(Records excerpted from a collection)

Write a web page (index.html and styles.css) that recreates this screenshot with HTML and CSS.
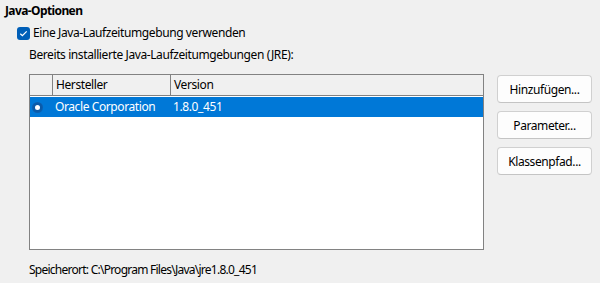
FILE: index.html
```html
<!DOCTYPE html>
<html lang="de">
<head>
<meta charset="utf-8">
<link rel="stylesheet" href="styles.css">
</head>
<body>
<div class="page">
  <div class="title">Java-Optionen</div>
  <div class="opts">
    <div class="check-row">
      <span class="checkbox"><svg width="13" height="13" viewBox="0 0 13 13"><path d="M3.3 6.7 L5.4 8.7 L9.7 4.3" fill="none" stroke="#fff" stroke-width="1.2"/></svg></span>
      <span class="check-label">Eine Java-Laufzeitumgebung verwenden</span>
    </div>
    <div class="inner">
      <div class="jre-label">Bereits installierte Java-Laufzeitumgebungen (JRE):</div>
      <div class="main">
        <div class="table">
          <div class="thead">
            <div class="cell c1"></div>
            <div class="cell c2">Hersteller</div>
            <div class="cell c3">Version</div>
          </div>
          <div class="row selected">
            <div class="cell c1"><span class="radio"></span></div>
            <div class="cell c2">Oracle Corporation</div>
            <div class="cell c3">1.8.0_451</div>
          </div>
        </div>
        <div class="buttons">
          <button class="btn">Hinzufügen...</button>
          <button class="btn">Parameter...</button>
          <button class="btn">Klassenpfad...</button>
        </div>
      </div>
      <div class="location">Speicherort: C:\Program Files\Java\jre1.8.0_451</div>
    </div>
  </div>
</div>
</body>
</html>
```
FILE: styles.css
```css
html, body {
  margin: 0;
  padding: 0;
  background: #f0f0f0;
}
body {
  font-family: "Noto Sans", "Open Sans", sans-serif;
  font-size: 12px;
  letter-spacing: -0.4px;
  color: #000;
  width: 600px;
  height: 283px;
  overflow: hidden;
}
.page {
  padding: 3px 0 0 5px;
}
.title {
  font-weight: bold;
  letter-spacing: -0.6px;
  line-height: 16px;
  height: 16px;
}
.opts {
  padding-left: 12px;
}
.check-row {
  display: flex;
  align-items: center;
  gap: 3px;
  margin-top: 6px;
  height: 16px;
}
.checkbox {
  width: 13px;
  height: 13px;
  border-radius: 3px;
  background: #005fb8;
  display: block;
}
.checkbox svg {
  display: block;
}
.check-label {
  line-height: 16px;
}
.inner {
  padding-left: 12px;
}
.jre-label {
  margin-top: 6px;
  line-height: 16px;
  height: 16px;
}
.main {
  display: flex;
  gap: 13px;
  margin-top: 11px;
}
.table {
  width: 453px;
  height: 174px;
  border: 1px solid #828282;
  background: #fff;
}
.thead, .row {
  display: grid;
  grid-template-columns: 23px 118px 1fr;
}
.thead {
  height: 20px;
  background: #f0f0f0;
  border-bottom: 1px solid #828282;
}
.thead .cell {
  line-height: 20px;
  padding-left: 3px;
}
.thead .c1, .thead .c2 {
  border-right: 1px solid #828282;
}
.row {
  height: 20px;
  margin-top: 1px;
}
.row .cell {
  line-height: 20px;
  padding-left: 2px;
}
.row.selected {
  background: #0078d7;
  color: #fff;
}
.row .c1 {
  display: flex;
  align-items: center;
  padding-left: 3px;
}
.radio {
  width: 9px;
  height: 9px;
  border-radius: 50%;
  background: #fff;
  border: 2px solid #0a5aa8;
  box-sizing: border-box;
  box-shadow: 0 0 0 1px #0b5fb0;
}
.buttons {
  display: flex;
  flex-direction: column;
  gap: 8px;
  margin-top: 1px;
}
.btn {
  width: 95px;
  height: 28px;
  border: 1px solid #d0d0d0;
  border-bottom-color: #c4c4c4;
  border-radius: 4px;
  background: #fdfdfd;
  font-family: inherit;
  font-size: 12px;
  letter-spacing: -0.4px;
  color: #000;
  padding: 0;
}
.location {
  margin-top: 12px;
  line-height: 16px;
  letter-spacing: -0.75px;
}
```
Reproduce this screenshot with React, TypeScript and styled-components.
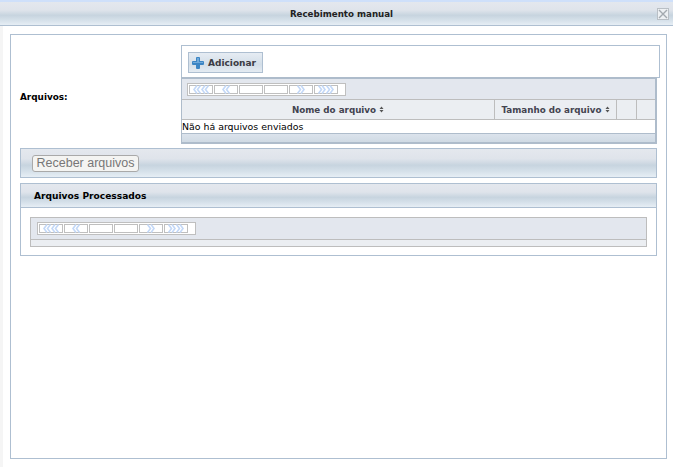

» Stated goal
Copy in full each line that holds the word "this".

» Reply
Write a web page (index.html and styles.css) that recreates this screenshot with HTML and CSS.
Reproduce this screenshot with React, TypeScript and styled-components.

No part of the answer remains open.